Hut site, Ballymanus, Co. Westmeath
Co. Westmeath |
Settlement Sites
On a slight but prominent natural rise in Ballymanus, Co. Westmeath, the grass has been quietly preserving the outline of a small rectangular house for a very long time.
The wall footings are low and unassuming, their entrance gap still visible on the southern side, but what makes the site genuinely interesting is its context. This is not a lone ruin in a field. It sits within the southern quadrant of a ringfort, a type of enclosed settlement, typically circular and bounded by earthen banks or stone walls, that was the dominant form of rural habitation in early medieval Ireland. Finding a house site nested inside one adds a layer of occupation history that a single monument rarely carries on its own.

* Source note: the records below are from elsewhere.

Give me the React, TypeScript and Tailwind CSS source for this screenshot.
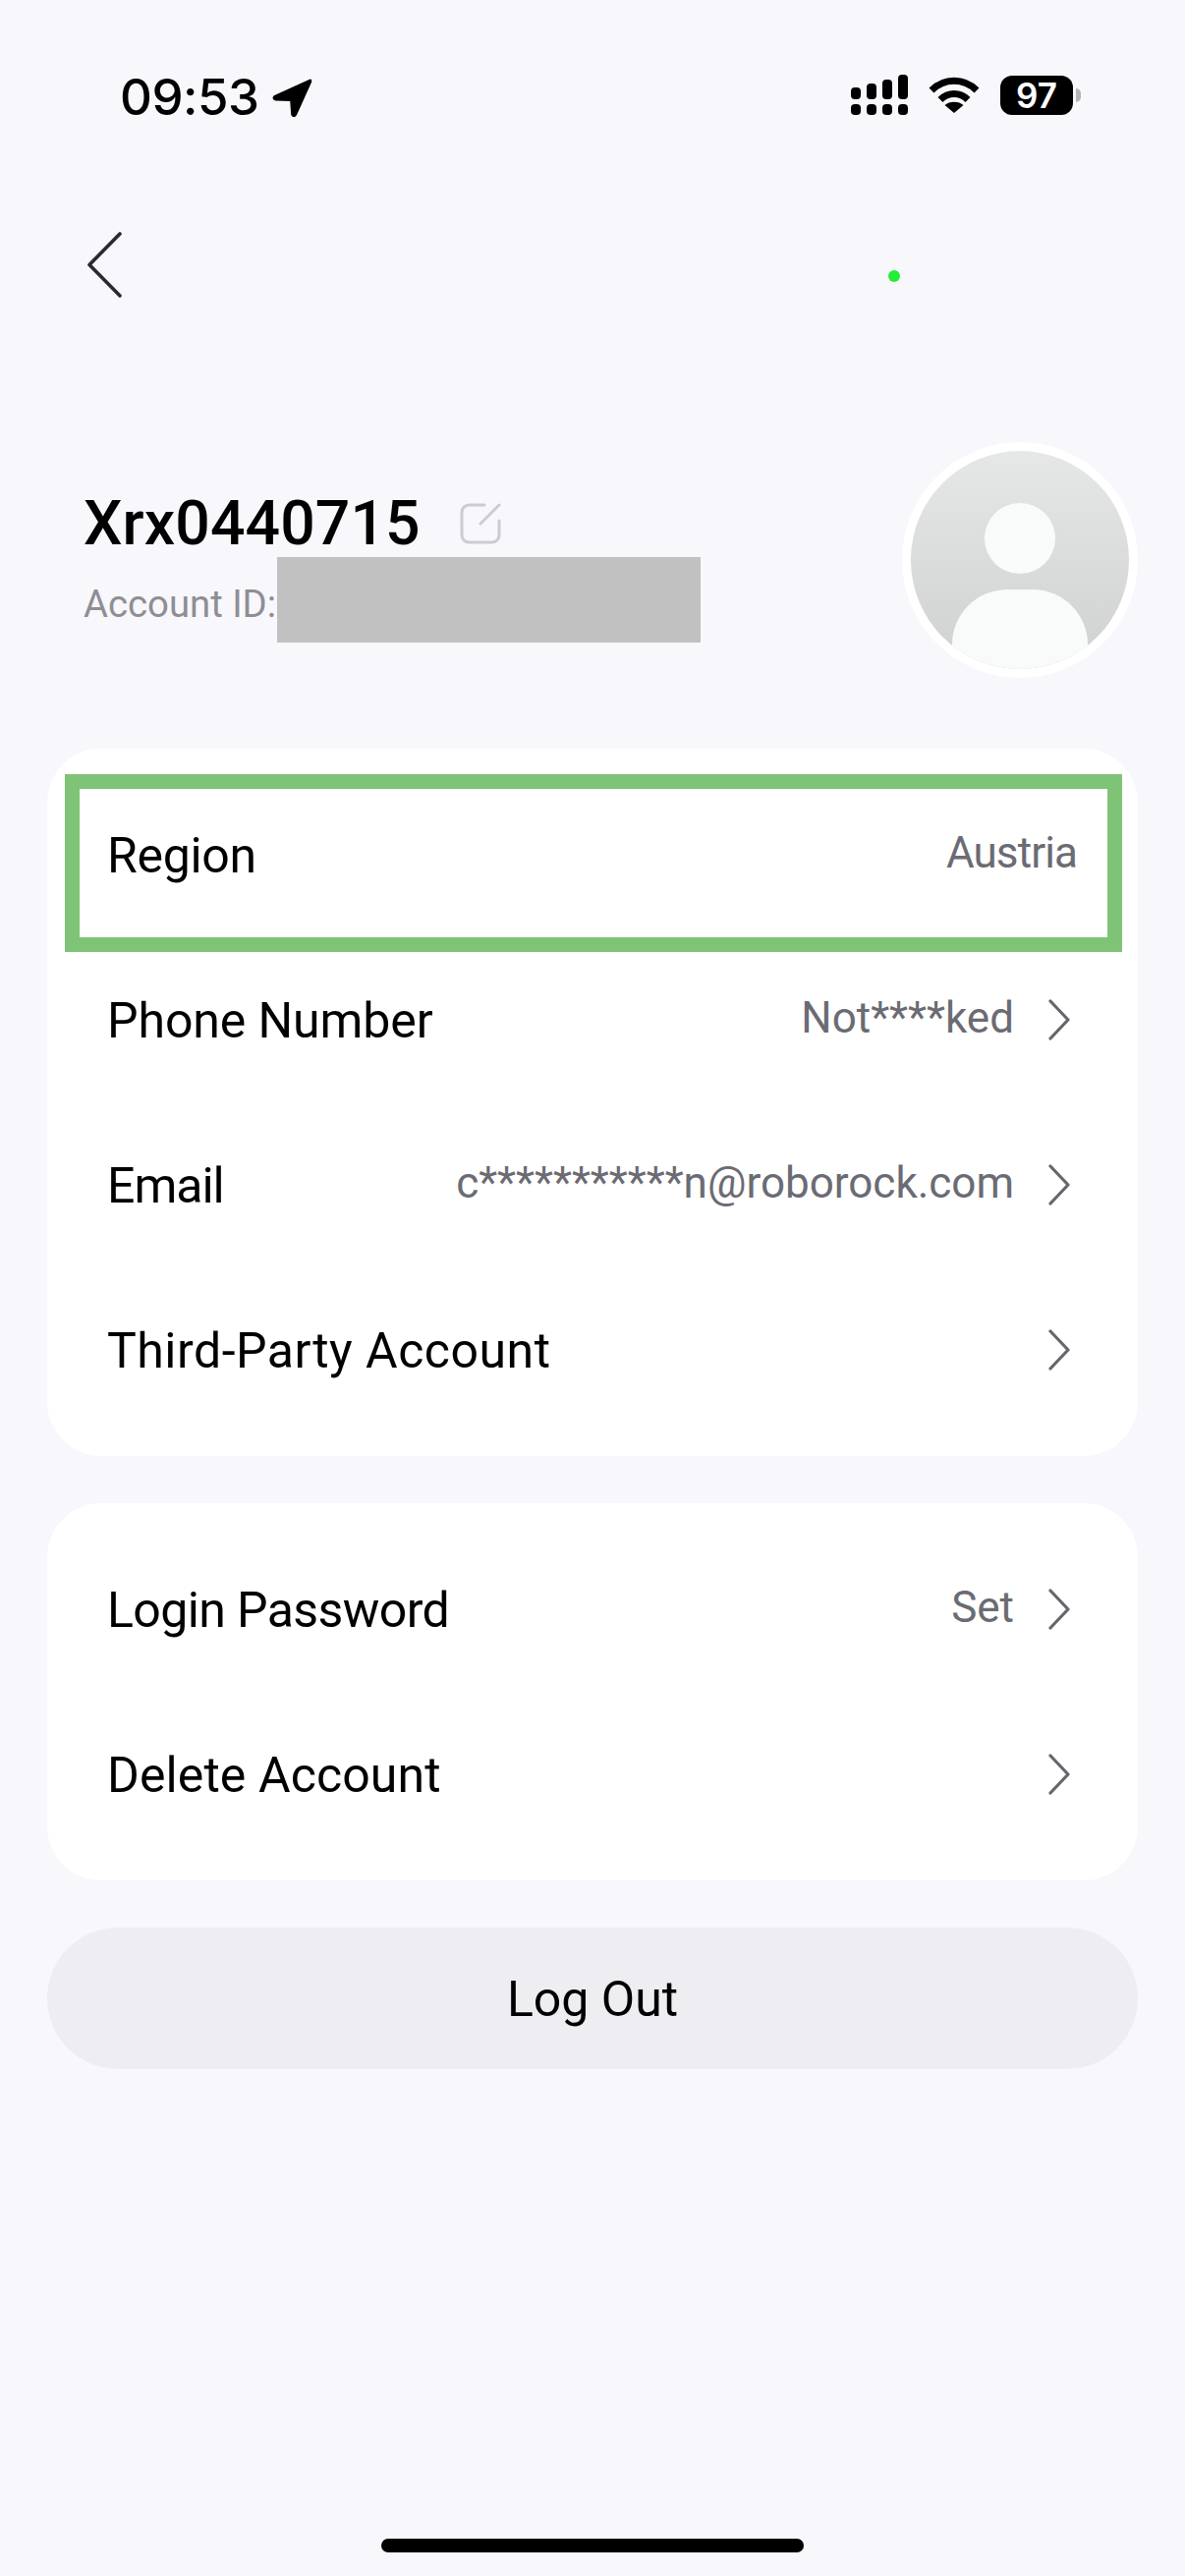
import React from "react";

const Chevron = () => (
  <svg width="24" height="42" viewBox="0 0 24 42" fill="none" className="shrink-0">
    <path d="M3 2L21 21L3 40" stroke="#66666d" strokeWidth="3.2" strokeLinecap="round" strokeLinejoin="round" />
  </svg>
);

function Row({ label, value, chevron = true, valueClass = "", labelClass = "" }: { label: string; value?: string; chevron?: boolean; valueClass?: string; labelClass?: string }) {
  return (
    <div className={`h-[168px] flex items-center pl-[61px] ${chevron ? "pr-[68px]" : "pr-[62px]"}`}>
      <span className={`text-[50px] leading-[60px] text-black font-[450] ${labelClass}`}>{label}</span>
      <div className="ml-auto flex items-center -translate-y-[3px]">
        {value && <span className={`text-[44px] leading-[56px] text-[#6b6b73] ${valueClass}`}>{value}</span>}
        {chevron && <span className="ml-[34px] flex translate-y-[2px]"><Chevron /></span>}
      </div>
    </div>
  );
}

export default function App() {
  return (
    <div className="relative w-[1206px] h-[2622px] bg-[#f7f7fc] flex flex-col font-['Roboto',sans-serif]">
      {/* status bar */}
      <div className="h-[140px] flex items-start pt-[70px] pl-[122px] pr-[106px]">
        <span className="font-['Inter',sans-serif] font-medium text-[51px] leading-[58px] text-black tracking-[-0.5px]">09:53</span>
        <svg width="42" height="42" viewBox="0 0 40 40" className="ml-[12px] mt-[8px]">
          <path d="M37 3.5 L3 19 Q1 21 4 22.5 L19 23 L20 37 Q22 40 24 37 L38.5 5 Q39 2.5 37 3.5 Z" fill="#000" stroke="#000" strokeWidth="1.5" strokeLinejoin="round" />
        </svg>
        <div className="ml-auto flex items-center mt-[6px] gap-[21px]">
          <svg width="58" height="42" viewBox="0 0 58 42">
            <rect x="0" y="13" width="10" height="12" rx="4" fill="#000" />
            <rect x="16" y="9" width="10" height="16" rx="4" fill="#000" />
            <rect x="32" y="5" width="10" height="20" rx="4" fill="#000" />
            <rect x="48" y="0" width="10" height="25" rx="4" fill="#000" />
            <rect x="0" y="30" width="10" height="11" rx="4" fill="#000" />
            <rect x="16" y="30" width="10" height="11" rx="4" fill="#000" />
            <rect x="32" y="30" width="10" height="11" rx="4" fill="#000" />
            <rect x="48" y="30" width="10" height="11" rx="4" fill="#000" />
          </svg>
          <svg width="52" height="38" viewBox="0 0 52 38">
            <path d="M3 14C16 1 36 1 49 14" stroke="#000" strokeWidth="7" fill="none" />
            <path d="M12 23.5C20 15.5 32 15.5 40 23.5" stroke="#000" strokeWidth="7" fill="none" />
            <path d="M26 37L16.5 29C21 24.5 31 24.5 35.5 29Z" fill="#000" />
          </svg>
          <div className="flex items-center">
            <div className="w-[74px] h-[40px] rounded-[12px] bg-black flex items-center justify-center font-['Inter',sans-serif] text-white font-semibold text-[35px] leading-none">97</div>
            <div className="ml-[3px] w-[5px] h-[14px] rounded-r-[5px] bg-[#b5b5b8]"></div>
          </div>
        </div>
      </div>

      {/* header */}
      <div className="h-[310px] flex items-start pl-[88px]">
        <svg width="36" height="68" viewBox="0 0 36 68" fill="none" className="mt-[96px]">
          <path d="M34 2L3 33.5L34 65" stroke="#2a2a2e" strokeWidth="3.6" strokeLinecap="round" strokeLinejoin="round" />
        </svg>
        <div className="ml-[780px] mt-[135px] w-[12px] h-[12px] rounded-full bg-[#25ec36]"></div>
      </div>

      {/* profile */}
      <div className="h-[240px] flex items-start pl-[85px] pr-[48px]">
        <div className="flex flex-col pt-[51px]">
          <div className="flex items-center">
            <span className="text-[62.5px] leading-[64px] font-medium text-black tracking-[0.1px]">Xrx0440715</span>
            <svg width="44" height="44" viewBox="0 0 44 44" fill="none" className="ml-[39px]">
              <path d="M26 3H11C6 3 3 6 3 11V33C3 38 6 41 11 41H33C38 41 41 38 41 33V19" stroke="#cbcbd0" strokeWidth="3" strokeLinecap="round" />
              <path d="M22 22L41 3" stroke="#cbcbd0" strokeWidth="3" strokeLinecap="round" />
            </svg>
          </div>
          <div className="flex items-center mt-[2px]">
            <span className="text-[38.3px] leading-[44px] text-[#8e8e93] pt-[9px]">Account ID:</span>
            <div className="ml-[1px] w-[431px] h-[87px] bg-[#c1c1c1]"></div>
          </div>
        </div>
        <div className="relative ml-auto w-[240px] h-[240px] rounded-full bg-white flex items-center justify-center">
          <div className="relative w-[222px] h-[222px] rounded-full overflow-hidden bg-gradient-to-b from-[#e6e7e7] to-[#cfd1d1]">
            <div className="absolute left-[75px] top-[53px] w-[72px] h-[72px] rounded-full bg-[#f9fbfa]"></div>
            <div className="absolute left-[42px] top-[141px] w-[138px] h-[120px] rounded-t-[56px] bg-[#f9fbfa]"></div>
          </div>
        </div>
      </div>

      {/* card 1 */}
      <div className="relative mt-[72px] mx-[48px] h-[720px] rounded-[55px] bg-white pt-[25px]">
        <Row label="Region" value="Austria" chevron={false} labelClass="tracking-[-0.3px]" valueClass="tracking-[-0.9px]" />
        <Row label="Phone Number" value="Not****ked" labelClass="tracking-[-0.1px]" />
        <Row label="Email" value="c***********n@roborock.com" labelClass="tracking-[-1px]" />
        <Row label="Third-Party Account" labelClass="tracking-[0.5px]" />
        <div className="absolute left-[18px] top-[26px] w-[1076px] h-[181px] border-[15px] border-[#7fc476]"></div>
      </div>

      {/* card 2 */}
      <div className="mt-[48px] mx-[48px] h-[384px] rounded-[55px] bg-white pt-[25px]">
        <Row label="Login Password" value="Set" labelClass="tracking-[-0.6px]" />
        <Row label="Delete Account" labelClass="tracking-[0.1px]" />
      </div>

      {/* log out */}
      <div className="mt-[48px] mx-[48px] h-[144px] rounded-[72px] bg-[#eeeef2] flex items-center justify-center text-[50px] leading-[60px] font-[450] text-black pt-[2px]">Log Out</div>

      {/* home indicator */}
      <div className="absolute left-[388px] top-[2584px] w-[430px] h-[14px] rounded-full bg-black"></div>
    </div>
  );
}
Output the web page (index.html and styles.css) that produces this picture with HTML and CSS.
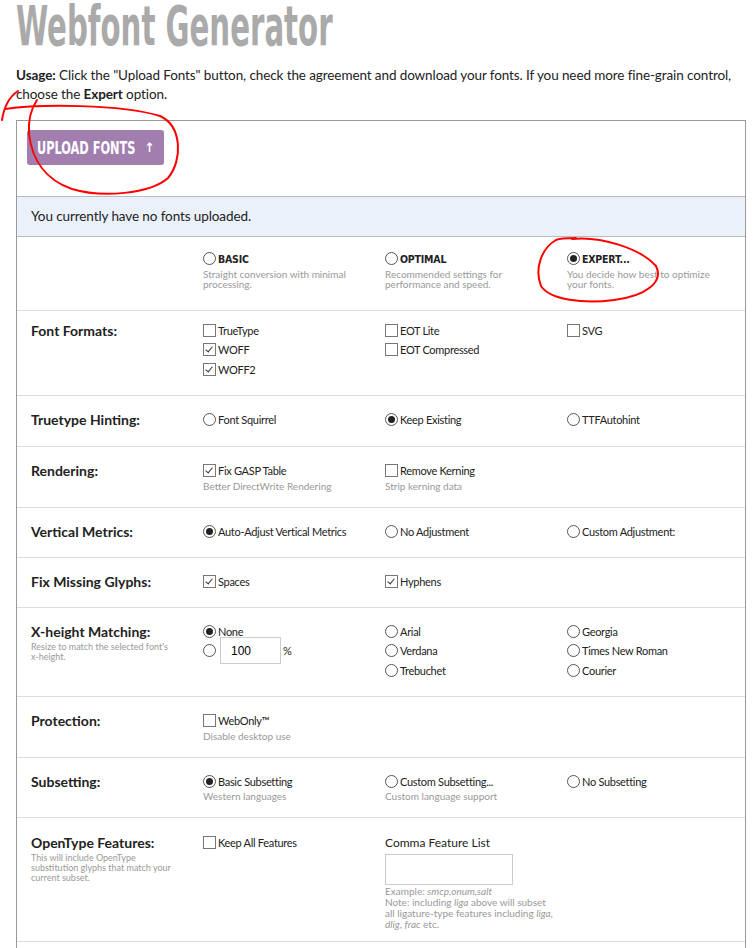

The landscape around Ballymanus compounds that sense of layered use. A second ringfort lies roughly 140 metres to the north-north-west, and a church site sits about 160 metres to the south-south-west, suggesting this small rise once sat at the junction of several distinct but probably related activities, domestic, agricultural, and religious. From the northern corner of the inner bank, a slight embankment extends to the north-north-east, hinting at internal organisation within the enclosure itself. More telling still are the low earthen banks found to the east and west of the ringfort, which are thought to represent an ancient field system contemporary with the monument. These are easy to overlook, the kind of feature that registers only once you know what you are looking at, but they sketch out the working farmland that would have surrounded the settlement when it was in use.